>>>>

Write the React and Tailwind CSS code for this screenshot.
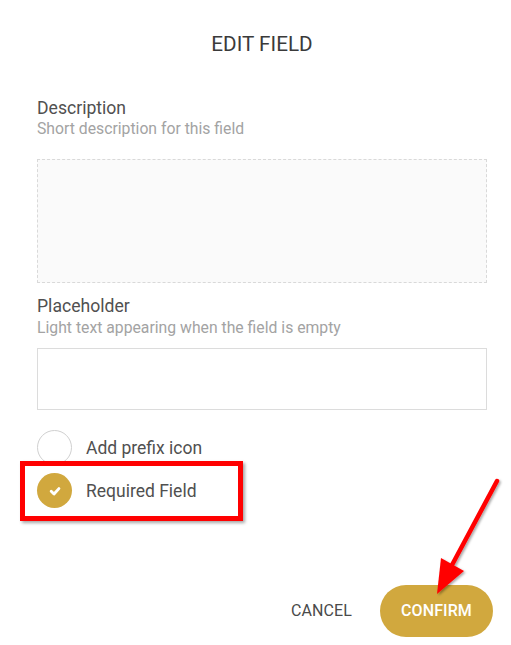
import React from "react";

function Check() {
  return (
    <svg width="14" height="14" viewBox="0 0 14 14">
      <path d="M3.2 7.3 L6 10 L10.9 4.6" fill="none" stroke="#fff" strokeWidth="2.9" strokeLinecap="round" strokeLinejoin="round" />
    </svg>
  );
}

export default function App() {
  return (
    <div className="relative w-[511px] h-[645px] bg-white overflow-hidden" style={{ fontFamily: "Roboto, 'Liberation Sans', sans-serif" }}>
      <div className="flex flex-col pl-[37px] pr-[24px]">
        <h1 className="pt-[32px] text-center text-[20.7px] leading-6 text-[#3a3a3a]">EDIT FIELD</h1>

        <div className="mt-[40px] text-[17.6px] leading-6 text-[#505050]">Description</div>
        <div className="-mt-px text-[15.75px] leading-5 text-[#a3a3a3]">Short description for this field</div>
        <div className="mt-[20px] h-[124px] border border-dashed border-[#d9d9d9] bg-[#fafafa]" />

        <div className="mt-[11px] text-[17.6px] leading-6 text-[#505050]">Placeholder</div>
        <div className="text-[15.75px] leading-5 text-[#a3a3a3]">Light text appearing when the field is empty</div>
        <div className="mt-[10px] h-[62px] border border-[#dcdcdc] bg-white" />

        <div className="mt-[20px] flex flex-col gap-[8px]">
          <div className="flex items-center gap-[14px]">
            <div className="w-[35px] h-[35px] rounded-full border border-[#d0d0d0] bg-white" />
            <span className="text-[17.5px] leading-6 text-[#505050]">Add prefix icon</span>
          </div>
          <div className="flex items-center gap-[14px]">
            <div className="w-[35px] h-[35px] rounded-full bg-[#d1a83e] flex items-center justify-center">
              <Check />
            </div>
            <span className="text-[17.5px] leading-6 text-[#505050]">Required Field</span>
          </div>
        </div>
      </div>

      <div className="absolute left-0 right-[18px] top-[585px] flex items-center justify-end gap-[28px]">
        <button className="text-[16px] leading-6 text-[#4a4a4a] tracking-[0.1px]">CANCEL</button>
        <button className="w-[113px] h-[52px] rounded-full bg-[#d1a83e] text-white text-[16px] font-medium tracking-[0.1px]">CONFIRM</button>
      </div>

      {/* annotation overlays */}
      <div className="absolute left-[20px] top-[461px] w-[223px] h-[60px] border-[5px] border-[#ff0000] shadow-[2px_2px_3px_rgba(0,0,0,0.35)]" />
      <svg className="absolute left-0 top-0" width="511" height="645" viewBox="0 0 511 645">
        <defs>
          <filter id="sh" x="-20%" y="-20%" width="140%" height="140%">
            <feDropShadow dx="1.5" dy="1.5" stdDeviation="1.2" floodColor="#000" floodOpacity="0.35" />
          </filter>
        </defs>
        <g filter="url(#sh)">
          <line x1="497" y1="481" x2="452" y2="565" stroke="#ff0000" strokeWidth="4.5" strokeLinecap="round" />
          <polygon points="437,594 441,558 464,571" fill="#ff0000" />
        </g>
      </svg>
    </div>
  );
}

<<<<

## To be done
Copy out each line word for word, please, skipping the images.

## The reply
Write the React and Tailwind CSS code for this screenshot.
import React from "react";

function Check() {
  return (
    <svg width="14" height="14" viewBox="0 0 14 14">
      <path d="M3.2 7.3 L6 10 L10.9 4.6" fill="none" stroke="#fff" strokeWidth="2.9" strokeLinecap="round" strokeLinejoin="round" />
    </svg>
  );
}

export default function App() {
  return (
    <div className="relative w-[511px] h-[645px] bg-white overflow-hidden" style={{ fontFamily: "Roboto, 'Liberation Sans', sans-serif" }}>
      <div className="flex flex-col pl-[37px] pr-[24px]">
        <h1 className="pt-[32px] text-center text-[20.7px] leading-6 text-[#3a3a3a]">EDIT FIELD</h1>

        <div className="mt-[40px] text-[17.6px] leading-6 text-[#505050]">Description</div>
        <div className="-mt-px text-[15.75px] leading-5 text-[#a3a3a3]">Short description for this field</div>
        <div className="mt-[20px] h-[124px] border border-dashed border-[#d9d9d9] bg-[#fafafa]" />

        <div className="mt-[11px] text-[17.6px] leading-6 text-[#505050]">Placeholder</div>
        <div className="text-[15.75px] leading-5 text-[#a3a3a3]">Light text appearing when the field is empty</div>
        <div className="mt-[10px] h-[62px] border border-[#dcdcdc] bg-white" />

        <div className="mt-[20px] flex flex-col gap-[8px]">
          <div className="flex items-center gap-[14px]">
            <div className="w-[35px] h-[35px] rounded-full border border-[#d0d0d0] bg-white" />
            <span className="text-[17.5px] leading-6 text-[#505050]">Add prefix icon</span>
          </div>
          <div className="flex items-center gap-[14px]">
            <div className="w-[35px] h-[35px] rounded-full bg-[#d1a83e] flex items-center justify-center">
              <Check />
            </div>
            <span className="text-[17.5px] leading-6 text-[#505050]">Required Field</span>
          </div>
        </div>
      </div>

      <div className="absolute left-0 right-[18px] top-[585px] flex items-center justify-end gap-[28px]">
        <button className="text-[16px] leading-6 text-[#4a4a4a] tracking-[0.1px]">CANCEL</button>
        <button className="w-[113px] h-[52px] rounded-full bg-[#d1a83e] text-white text-[16px] font-medium tracking-[0.1px]">CONFIRM</button>
      </div>

      {/* annotation overlays */}
      <div className="absolute left-[20px] top-[461px] w-[223px] h-[60px] border-[5px] border-[#ff0000] shadow-[2px_2px_3px_rgba(0,0,0,0.35)]" />
      <svg className="absolute left-0 top-0" width="511" height="645" viewBox="0 0 511 645">
        <defs>
          <filter id="sh" x="-20%" y="-20%" width="140%" height="140%">
            <feDropShadow dx="1.5" dy="1.5" stdDeviation="1.2" floodColor="#000" floodOpacity="0.35" />
          </filter>
        </defs>
        <g filter="url(#sh)">
          <line x1="497" y1="481" x2="452" y2="565" stroke="#ff0000" strokeWidth="4.5" strokeLinecap="round" />
          <polygon points="437,594 441,558 464,571" fill="#ff0000" />
        </g>
      </svg>
    </div>
  );
}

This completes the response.